MIDF Amanah Investment Bank Bhd (MIDF Research) noted that after 15 consecutive months of year-on-year growth, domestic passenger traffic in Malaysia recorded a 16.8 per cent year-on-year (y-o-y) decline in February 2020.
Similarly, it said, the international passenger traffic snapped its 15-month growth streak after recording a 29.7 per cent y-o-y decline in February 2020, a larger drop compared to the domestic passenger traffic.
It also pointed out that there was a drop in international traffic in klia2 of 29.6 per cent y-o-y in February 2020, outpacing KLIA Main Terminal’s 22 per cent y-o-y reduction.
“We are expecting the decline in passenger traffic to extend into March and April 2020 after taking into effect the wider travel ban by the Malaysian government on all Italians, Iranians, South Koreans and other foreigners arriving from these countries effective March 13, 2020,” MIDF Research opined.
It also highlighted that the North East Asian market experienced the largest reduction in scheduled airline capacity movements of 44.8 per cent from January 20 to March 9, 2020 followed by Southeast Asia at 17.7 per cent.
It noted that 1Q20 passenger traffic will see an approximately 13 per cent y-o-y decline before staging a recovery at the start of 2H20 as the Covid-19 fears are expected to subside.
“Our basis for the upside in 2H20 comes after around three million seats were added to the scheduled airline capacity in China last week, offering early signs of revival as the infection rate of Covid-19 slows down in China.
“We expect other regional airlines to follow suit in 2H20. A net result of the revision in our assumptions brings our revised annual passenger growth forecast for MAHB’s Malaysian airports to a more conservative figure of 100.1 million (previously 102.6 million) for FY20, representing a yearly decline of 4.8 per cent y-o-y,” it added.
Assuming that the Covid-19 outbreak would last in the next two to four months, the research team still expected traction from other countries namely India, which so far has only 60 confirmed cases of the Covid-19 as of late, a manageable figure so far amongst major Asian nations.
“The 15-day visa free travel had been extended for Indian nationals for the whole of 2020, coinciding with the Visit Malaysia Year campaign.

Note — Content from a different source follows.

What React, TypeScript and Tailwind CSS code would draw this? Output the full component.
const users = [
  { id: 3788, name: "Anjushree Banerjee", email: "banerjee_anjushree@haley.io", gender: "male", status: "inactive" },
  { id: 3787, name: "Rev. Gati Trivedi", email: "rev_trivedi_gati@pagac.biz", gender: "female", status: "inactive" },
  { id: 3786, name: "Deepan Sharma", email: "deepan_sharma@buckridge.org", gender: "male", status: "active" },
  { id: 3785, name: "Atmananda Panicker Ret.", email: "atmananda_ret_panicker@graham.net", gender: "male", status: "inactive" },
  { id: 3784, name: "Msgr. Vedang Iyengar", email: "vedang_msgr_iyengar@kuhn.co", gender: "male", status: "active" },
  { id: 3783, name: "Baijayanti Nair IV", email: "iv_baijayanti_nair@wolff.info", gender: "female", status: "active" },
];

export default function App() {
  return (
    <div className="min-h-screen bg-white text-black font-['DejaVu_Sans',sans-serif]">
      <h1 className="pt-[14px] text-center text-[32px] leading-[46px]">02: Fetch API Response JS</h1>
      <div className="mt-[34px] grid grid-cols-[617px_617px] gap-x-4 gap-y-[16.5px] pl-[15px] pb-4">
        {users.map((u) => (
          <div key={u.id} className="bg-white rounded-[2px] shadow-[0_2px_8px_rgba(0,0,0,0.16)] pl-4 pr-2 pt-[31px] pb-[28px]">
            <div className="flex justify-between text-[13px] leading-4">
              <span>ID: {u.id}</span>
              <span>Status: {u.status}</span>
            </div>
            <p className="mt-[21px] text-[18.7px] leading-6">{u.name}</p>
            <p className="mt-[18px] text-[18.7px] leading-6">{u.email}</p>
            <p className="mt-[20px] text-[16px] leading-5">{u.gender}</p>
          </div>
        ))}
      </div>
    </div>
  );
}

Moreover, tourist arrivals from India in Malaysia reached 0.6m in FY18, almost comparable to South Korea and 52.2 per cent higher than Japan.
“Other growth factors would include the roll out of MAHB’s biometric identification process for international departing passengers by June 2020.

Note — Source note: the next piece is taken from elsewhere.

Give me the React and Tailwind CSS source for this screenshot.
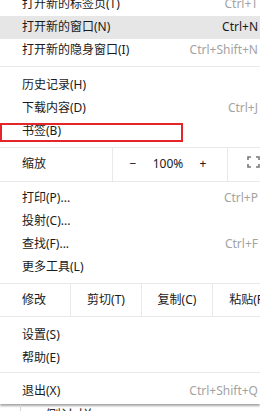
const font = { fontFamily: '"Noto Sans", "Noto Sans CJK SC", sans-serif' }

function Item({ label, shortcut, active, children }) {
  return (
    <div className={`relative h-[23px] flex items-center pl-[22px] pr-[2px] ${active ? 'bg-[#e6e6e6]' : ''}`}>
      <span className="flex-1 text-[12px] leading-[16px] text-[#1a1a1a] whitespace-nowrap">{label}</span>
      {shortcut && (
        <span className={`text-[12px] leading-[16px] whitespace-nowrap ${active ? 'text-[#1a1a1a]' : 'text-[#a3a3a3]'}`}>{shortcut}</span>
      )}
      {children}
    </div>
  )
}

function FullscreenIcon() {
  return (
    <svg width="13" height="12" viewBox="0 0 13 12" fill="none" stroke="#777" strokeWidth="1.6">
      <path d="M1 4V1h3M9 1h3v3M12 8v3H9M4 11H1V8" />
    </svg>
  )
}

export default function App() {
  return (
    <div className="w-[260px] h-[411px] overflow-hidden bg-white" style={font}>
      <div className="-mt-[7.5px] w-[260px] bg-white shadow-[0_2px_2px_rgba(0,0,0,0.35)]">
        {/* tabs / windows */}
        <div className="pb-[4px] border-b border-[#e9e9e9]">
          <Item label="打开新的标签页(T)" shortcut="Ctrl+T" />
          <Item label="打开新的窗口(N)" shortcut="Ctrl+N" active />
          <Item label="打开新的隐身窗口(I)" shortcut="Ctrl+Shift+N" />
        </div>

        <div className="pt-[7px] pb-[4px] border-b border-[#e9e9e9]">
          <Item label="历史记录(H)" />
          <Item label="下载内容(D)" shortcut="Ctrl+J" />
          <Item label="书签(B)">
            <div className="absolute left-0 top-[3.5px] w-[183px] h-[19px] border-2 border-[#e4252a]" />
          </Item>
        </div>

        {/* zoom */}
        <div className="h-[34px] flex items-stretch border-b border-[#e9e9e9] text-[12px] text-[#1a1a1a]">
          <div className="w-[113px] shrink-0 flex items-center pl-[22px] border-r border-[#e9e9e9]">缩放</div>
          <div className="w-[115px] shrink-0 flex items-center border-r border-[#e9e9e9]">
            <span className="ml-[16px] w-[8px] text-center">−</span>
            <span className="ml-[15px] w-[32px] text-center">100%</span>
            <span className="ml-[15px] w-[8px] text-center">+</span>
          </div>
          <div className="flex-1 flex items-center pl-[19px] pb-[4px]">
            <FullscreenIcon />
          </div>
        </div>

        <div className="pt-[5px] pb-[4px] border-b border-[#e9e9e9]">
          <Item label="打印(P)..." shortcut="Ctrl+P" />
          <Item label="投射(C)..." />
          <Item label="查找(F)..." shortcut="Ctrl+F" />
          <Item label="更多工具(L)" />
        </div>

        {/* edit */}
        <div className="h-[33px] flex items-stretch border-b border-[#e9e9e9] text-[12px] text-[#1a1a1a] overflow-hidden">
          <div className="w-[71px] shrink-0 flex items-center pl-[22px] border-r border-[#e9e9e9]">修改</div>
          <div className="w-[71px] shrink-0 flex items-center justify-center border-r border-[#e9e9e9]">剪切(T)</div>
          <div className="w-[71px] shrink-0 flex items-center justify-center border-r border-[#e9e9e9]">复制(C)</div>
          <div className="w-[71px] shrink-0 flex items-center justify-center whitespace-nowrap">粘贴(P)</div>
        </div>

        <div className="pt-[7px] pb-[2px] border-b border-[#e9e9e9]">
          <Item label="设置(S)" />
          <Item label="帮助(E)" />
        </div>

        <div className="pt-[7px] pb-[1px]">
          <Item label="退出(X)" shortcut="Ctrl+Shift+Q" />
        </div>
      </div>

      {/* page behind the menu */}
      <div className="flex h-[20px] mt-[1px]">
        <div className="w-[21px] shrink-0 border-r border-[#d6d6d6]" />
        <div className="pl-[24px] pt-[1px] text-[16px] leading-[20px] text-[#333]">侧边栏</div>
      </div>
    </div>
  )
}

“We opine that the fears over the Covid-19 will subside by then. Henceforth, we still believe that MAHB passenger numbers can meet the 100.1 million mark in 2020 at the current juncture, representing a growth rate of negative 4.8 per cent y-o-y before rebounding 8.2 per cent y-o-y in 2021 underpinned by the expected recovery from Covid-19,” it said.
As for MAHB’s performance in Turkey, MIDF Research noted that ISGA’s total passenger traffic for February 2020 increased by 4.9 per cent y-o-y to reach 2.6m. In terms of international passenger traffic, the segment surged 16.6 per cent y-o-y to 1.1 million passengers during the same month.

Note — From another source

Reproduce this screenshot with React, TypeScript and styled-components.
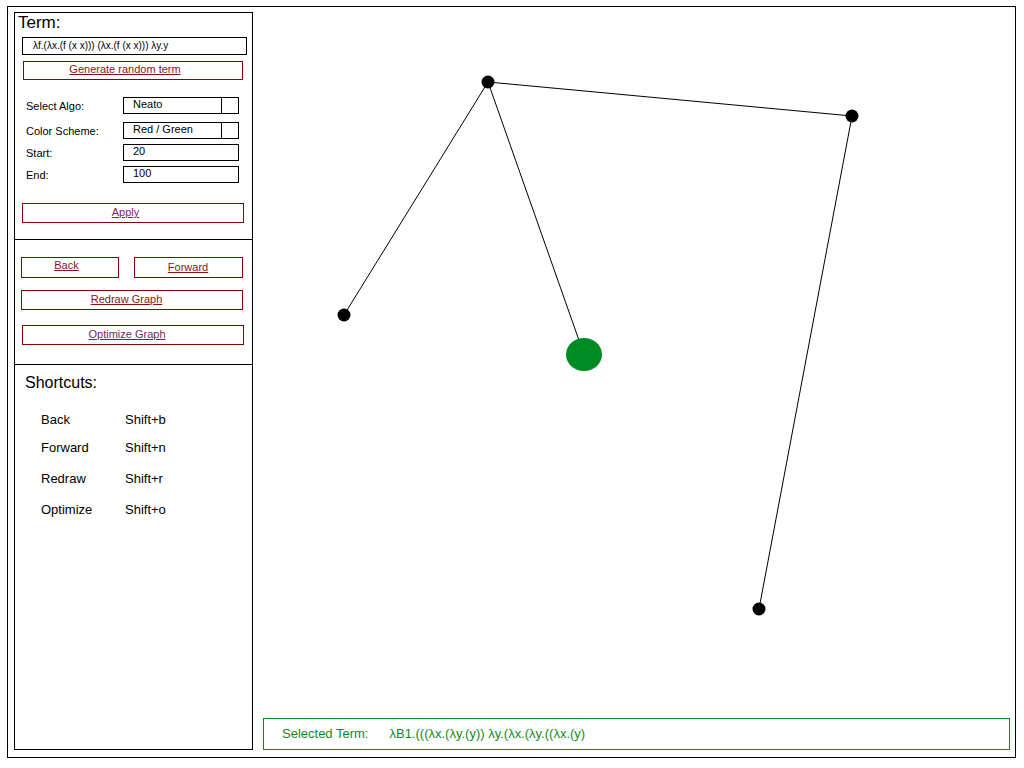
import React from "react";
import styled, { createGlobalStyle } from "styled-components";

const GlobalStyle = createGlobalStyle`
  html, body { margin: 0; padding: 0; background: #fff; }
  body { font-family: "Liberation Sans", Arial, sans-serif; color: #000; }
`;

const Frame = styled.div`
  box-sizing: border-box;
  margin: 6px 0 0 7px;
  width: 1009px;
  height: 752px;
  border: 1px solid #000;
  padding: 5px 5px 7px 6px;
  display: flex;
  gap: 10px;
`;

const SidePanel = styled.div`
  box-sizing: border-box;
  width: 239px;
  height: 738px;
  border: 1px solid #000;
  display: flex;
  flex-direction: column;
`;

const Section = styled.div<{ $height?: number }>`
  box-sizing: border-box;
  ${(p) => (p.$height ? `height: ${p.$height}px;` : "flex: 1;")}
  ${(p) => (p.$height ? "border-bottom: 1px solid #000;" : "")}
  display: flex;
  flex-direction: column;
  align-items: flex-start;
`;

const Title = styled.div`
  font-size: 17px;
  line-height: 20px;
  padding-left: 3px;
`;

const TermBox = styled.div`
  box-sizing: border-box;
  margin: 4px 0 0 7px;
  width: 225px;
  height: 18px;
  border: 1px solid #000;
  padding-left: 10px;
  font-size: 10px;
  line-height: 15px;
  white-space: nowrap;
`;

const LinkButton = styled.div<{
  $w: number;
  $h: number;
  $mt: number;
  $ml: number;
  $pr?: number;
  $pb?: number;
  $visited?: boolean;
}>`
  box-sizing: border-box;
  width: ${(p) => p.$w}px;
  height: ${(p) => p.$h}px;
  margin-top: ${(p) => p.$mt}px;
  margin-left: ${(p) => p.$ml}px;
  padding-right: ${(p) => p.$pr ?? 14}px;
  padding-bottom: ${(p) => p.$pb ?? 2}px;
  border: 1px solid #8b0000;
  display: flex;
  align-items: center;
  justify-content: center;
  font-size: 11px;
  color: ${(p) => (p.$visited ? "#7a1f62" : "#8b1414")};
  text-decoration: underline;
  cursor: pointer;
`;

const FieldRow = styled.div<{ $mt: number }>`
  display: flex;
  align-items: center;
  margin-top: ${(p) => p.$mt}px;
  margin-left: 11px;
`;

const FieldLabel = styled.div`
  width: 97px;
  font-size: 11px;
  line-height: 13px;
  padding-top: 2px;
`;

const FieldBox = styled.div`
  box-sizing: border-box;
  width: 116px;
  height: 17px;
  border: 1px solid #000;
  display: flex;
  font-size: 11px;
`;

const FieldText = styled.div`
  flex: 1;
  padding-left: 9px;
  line-height: 13px;
`;

const SelectArrow = styled.div`
  width: 16px;
  border-left: 1px solid #000;
`;

const ButtonRow = styled.div`
  display: flex;
`;

const ShortcutTitle = styled.div`
  font-size: 16px;
  line-height: 18px;
  margin: 9px 0 0 10px;
`;

const ShortcutRow = styled.div<{ $mt: number }>`
  display: flex;
  font-size: 13px;
  line-height: 16px;
  margin: ${(p) => p.$mt}px 0 0 26px;
`;

const ShortcutKey = styled.div`
  width: 84px;
`;

const RightArea = styled.div`
  flex: 1;
  display: flex;
  flex-direction: column;
`;

const Canvas = styled.div`
  flex: 1;
  position: relative;
`;

const GraphSvg = styled.svg`
  display: block;
  width: 100%;
  height: 100%;
`;

const StatusBar = styled.div`
  box-sizing: border-box;
  height: 32px;
  border: 1px solid #0c8a1e;
  display: flex;
  align-items: center;
  padding: 0 0 2px 18px;
  gap: 21px;
  font-size: 13px;
  color: #11891f;
`;

const shortcuts: [string, string, number][] = [
  ["Back", "Shift+b", 20],
  ["Forward", "Shift+n", 12],
  ["Redraw", "Shift+r", 15],
  ["Optimize", "Shift+o", 15],
];

// graph coordinates relative to the canvas origin (263, 12)
const ox = 263;
const oy = 12;
const nodes = {
  a: [488, 82],
  b: [852, 116],
  c: [344, 315],
  d: [759, 609],
  g: [584, 354.5],
};
const edges: [keyof typeof nodes, keyof typeof nodes][] = [
  ["a", "b"],
  ["a", "c"],
  ["a", "g"],
  ["b", "d"],
];

export default function App() {
  return (
    <>
      <GlobalStyle />
      <Frame>
        <SidePanel>
          <Section $height={227}>
            <Title>Term:</Title>
            <TermBox>λf.(λx.(f (x x))) (λx.(f (x x))) λy.y</TermBox>
            <LinkButton $w={220} $h={19} $mt={6} $ml={8} $pr={16} $pb={3}>
              Generate random term
            </LinkButton>
            <FieldRow $mt={17}>
              <FieldLabel>Select Algo:</FieldLabel>
              <FieldBox>
                <FieldText>Neato</FieldText>
                <SelectArrow />
              </FieldBox>
            </FieldRow>
            <FieldRow $mt={8}>
              <FieldLabel>Color Scheme:</FieldLabel>
              <FieldBox>
                <FieldText>Red / Green</FieldText>
                <SelectArrow />
              </FieldBox>
            </FieldRow>
            <FieldRow $mt={5}>
              <FieldLabel>Start:</FieldLabel>
              <FieldBox>
                <FieldText>20</FieldText>
              </FieldBox>
            </FieldRow>
            <FieldRow $mt={5}>
              <FieldLabel>End:</FieldLabel>
              <FieldBox>
                <FieldText>100</FieldText>
              </FieldBox>
            </FieldRow>
            <LinkButton $w={222} $h={20} $mt={20} $ml={7} $pr={15} $visited>
              Apply
            </LinkButton>
          </Section>
          <Section $height={125}>
            <ButtonRow>
              <LinkButton $w={98} $h={21} $mt={17} $ml={6} $pr={7} $pb={6}>
                Back
              </LinkButton>
              <LinkButton $w={109} $h={21} $mt={17} $ml={15} $pr={1} $pb={2}>
                Forward
              </LinkButton>
            </ButtonRow>
            <LinkButton $w={222} $h={20} $mt={12} $ml={6} $pr={11}>
              Redraw Graph
            </LinkButton>
            <LinkButton $w={222} $h={20} $mt={15} $ml={7} $pr={12} $visited>
              Optimize Graph
            </LinkButton>
          </Section>
          <Section>
            <ShortcutTitle>Shortcuts:</ShortcutTitle>
            {shortcuts.map(([k, v, mt]) => (
              <ShortcutRow key={k} $mt={mt}>
                <ShortcutKey>{k}</ShortcutKey>
                <div>{v}</div>
              </ShortcutRow>
            ))}
          </Section>
        </SidePanel>
        <RightArea>
          <Canvas>
            <GraphSvg>
              {edges.map(([f, t]) => (
                <line
                  key={f + t}
                  x1={nodes[f][0] - ox}
                  y1={nodes[f][1] - oy}
                  x2={nodes[t][0] - ox}
                  y2={nodes[t][1] - oy}
                  stroke="#000"
                  strokeWidth={1}
                />
              ))}
              {(["a", "b", "c", "d"] as const).map((k) => (
                <circle
                  key={k}
                  cx={nodes[k][0] - ox}
                  cy={nodes[k][1] - oy}
                  r={6.5}
                  fill="#000"
                />
              ))}
              <ellipse
                cx={nodes.g[0] - ox}
                cy={nodes.g[1] - oy}
                rx={18}
                ry={16.5}
                fill="#008c23"
              />
            </GraphSvg>
          </Canvas>
          <StatusBar>
            <span>Selected Term:</span>
            <span>λB1.(((λx.(λy.(y)) λy.(λx.(λy.((λx.(y)</span>
          </StatusBar>
        </RightArea>
      </Frame>
    </>
  );
}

It added, domestic traffic in ISGA declined by 1.9 per cent y-o-y to reach 1.6 million passengers.
“Looking ahead, we expect ISGA to face headwinds as Turkey just confirmed its first Covid-19 case while cases in European countries such as Italy has been growing fast recently,” it said.
With expectations of a recovery, MIDF Research retained its ‘buy’ rating on MAHB.